— BEGIN Data entries —

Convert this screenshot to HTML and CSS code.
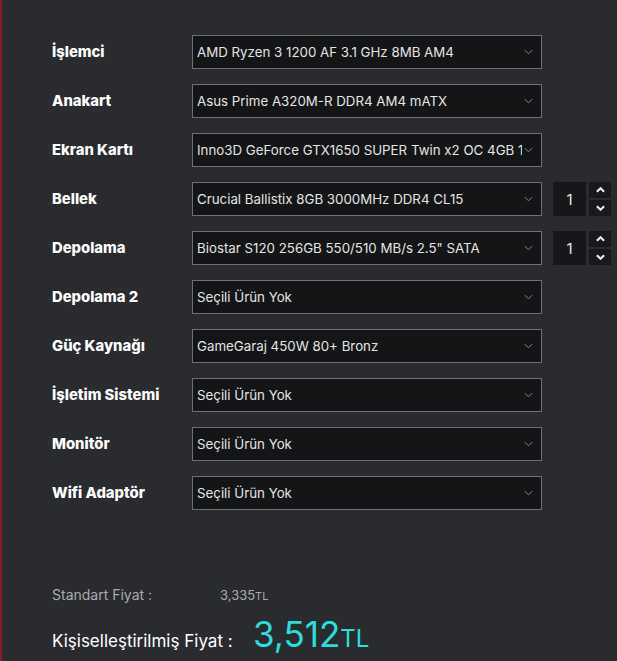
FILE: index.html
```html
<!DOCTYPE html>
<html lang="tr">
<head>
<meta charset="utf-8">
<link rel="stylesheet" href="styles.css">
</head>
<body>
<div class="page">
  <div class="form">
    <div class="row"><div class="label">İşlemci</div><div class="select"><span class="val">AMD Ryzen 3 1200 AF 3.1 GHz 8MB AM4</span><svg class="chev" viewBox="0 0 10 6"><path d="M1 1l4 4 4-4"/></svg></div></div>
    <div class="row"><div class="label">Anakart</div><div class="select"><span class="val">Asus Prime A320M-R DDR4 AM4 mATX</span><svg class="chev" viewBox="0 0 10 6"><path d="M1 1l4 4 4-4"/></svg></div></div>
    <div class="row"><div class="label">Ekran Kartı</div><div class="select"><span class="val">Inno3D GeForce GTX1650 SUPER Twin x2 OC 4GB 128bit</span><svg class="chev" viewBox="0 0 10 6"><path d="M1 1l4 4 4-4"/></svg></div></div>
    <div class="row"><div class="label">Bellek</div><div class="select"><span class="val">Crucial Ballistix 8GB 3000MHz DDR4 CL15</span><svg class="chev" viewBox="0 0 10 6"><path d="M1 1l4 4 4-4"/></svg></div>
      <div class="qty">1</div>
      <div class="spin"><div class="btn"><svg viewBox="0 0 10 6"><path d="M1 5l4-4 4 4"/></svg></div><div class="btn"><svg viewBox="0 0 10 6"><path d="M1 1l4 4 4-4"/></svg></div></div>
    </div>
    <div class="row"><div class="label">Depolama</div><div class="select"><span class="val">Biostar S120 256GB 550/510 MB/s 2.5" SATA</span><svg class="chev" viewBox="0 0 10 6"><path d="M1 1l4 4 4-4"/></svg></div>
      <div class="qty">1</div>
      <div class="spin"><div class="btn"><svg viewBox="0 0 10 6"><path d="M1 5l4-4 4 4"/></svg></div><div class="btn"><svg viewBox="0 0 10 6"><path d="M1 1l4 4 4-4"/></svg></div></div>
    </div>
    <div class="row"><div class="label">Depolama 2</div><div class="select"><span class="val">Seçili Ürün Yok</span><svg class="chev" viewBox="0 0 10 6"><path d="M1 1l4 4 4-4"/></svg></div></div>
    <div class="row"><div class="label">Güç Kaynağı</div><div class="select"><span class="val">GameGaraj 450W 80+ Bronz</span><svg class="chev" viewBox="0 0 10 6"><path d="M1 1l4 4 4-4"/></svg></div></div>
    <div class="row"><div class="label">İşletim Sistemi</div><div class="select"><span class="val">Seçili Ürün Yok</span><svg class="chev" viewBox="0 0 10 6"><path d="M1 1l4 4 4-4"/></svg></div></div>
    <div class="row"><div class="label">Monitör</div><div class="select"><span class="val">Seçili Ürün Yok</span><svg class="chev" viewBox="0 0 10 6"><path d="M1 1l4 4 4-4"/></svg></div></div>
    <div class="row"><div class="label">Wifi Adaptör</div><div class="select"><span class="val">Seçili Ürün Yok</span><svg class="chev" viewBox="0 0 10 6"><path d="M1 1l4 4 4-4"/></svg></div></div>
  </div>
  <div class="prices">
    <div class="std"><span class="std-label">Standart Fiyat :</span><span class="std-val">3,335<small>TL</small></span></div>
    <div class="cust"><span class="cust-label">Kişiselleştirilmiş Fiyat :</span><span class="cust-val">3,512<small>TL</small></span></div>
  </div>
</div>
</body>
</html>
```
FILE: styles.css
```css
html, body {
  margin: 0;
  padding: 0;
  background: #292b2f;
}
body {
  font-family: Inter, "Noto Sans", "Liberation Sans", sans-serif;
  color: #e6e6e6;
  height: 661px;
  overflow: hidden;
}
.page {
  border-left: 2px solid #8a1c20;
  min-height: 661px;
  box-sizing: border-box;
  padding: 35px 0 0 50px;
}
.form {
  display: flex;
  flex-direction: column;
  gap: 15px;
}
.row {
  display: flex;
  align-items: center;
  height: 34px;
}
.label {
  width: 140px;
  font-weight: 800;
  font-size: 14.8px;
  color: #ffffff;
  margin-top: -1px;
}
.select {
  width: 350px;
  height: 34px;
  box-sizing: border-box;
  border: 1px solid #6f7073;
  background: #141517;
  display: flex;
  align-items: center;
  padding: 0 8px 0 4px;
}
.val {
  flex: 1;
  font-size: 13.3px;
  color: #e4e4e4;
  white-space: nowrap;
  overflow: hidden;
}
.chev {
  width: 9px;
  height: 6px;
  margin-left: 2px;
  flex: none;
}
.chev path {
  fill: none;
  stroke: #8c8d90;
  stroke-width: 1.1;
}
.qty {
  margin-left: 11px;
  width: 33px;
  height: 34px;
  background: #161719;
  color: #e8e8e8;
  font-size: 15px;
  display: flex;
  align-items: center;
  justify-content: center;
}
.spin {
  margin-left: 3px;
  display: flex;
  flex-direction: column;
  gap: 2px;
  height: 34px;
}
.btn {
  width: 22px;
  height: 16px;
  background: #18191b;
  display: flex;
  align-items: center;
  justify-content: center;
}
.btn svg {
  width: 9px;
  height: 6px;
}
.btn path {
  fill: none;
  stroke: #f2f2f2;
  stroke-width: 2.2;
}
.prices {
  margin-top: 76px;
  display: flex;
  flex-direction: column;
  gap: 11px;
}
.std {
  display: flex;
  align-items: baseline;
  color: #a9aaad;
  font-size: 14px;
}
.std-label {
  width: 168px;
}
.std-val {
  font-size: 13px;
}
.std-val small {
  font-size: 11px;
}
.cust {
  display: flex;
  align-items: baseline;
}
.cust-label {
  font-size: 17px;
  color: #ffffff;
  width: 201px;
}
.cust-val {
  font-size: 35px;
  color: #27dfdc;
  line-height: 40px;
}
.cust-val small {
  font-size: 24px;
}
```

— END Data entries —
— BEGIN Data entries —

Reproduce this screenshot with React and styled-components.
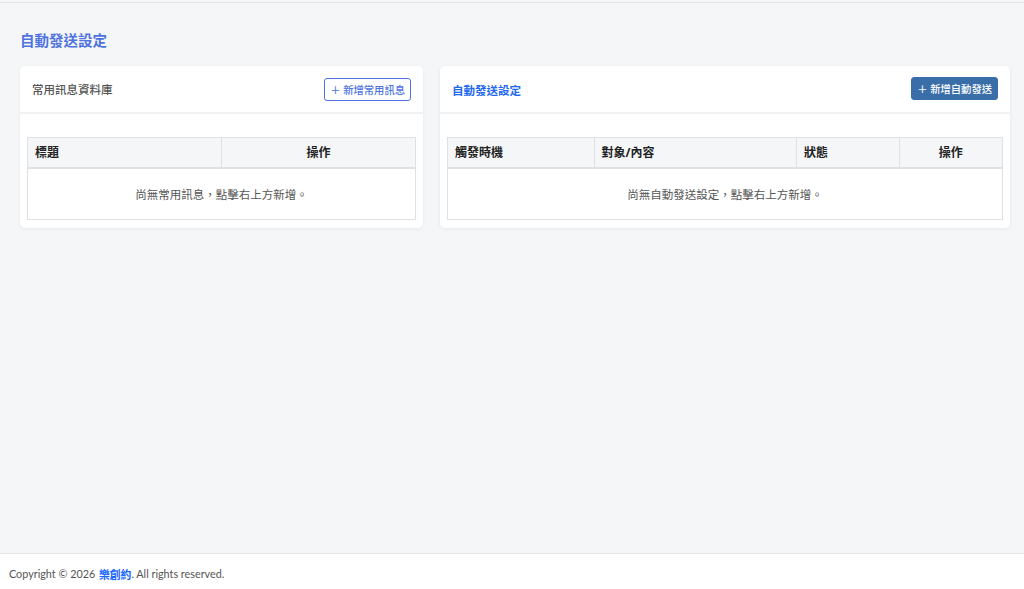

— END Data entries —

**Task instructions**
Copy the lines from the entries above in which the word "screenshot" appears.

**Complete answer**
Convert this screenshot to HTML and CSS code.
Reproduce this screenshot with React and styled-components.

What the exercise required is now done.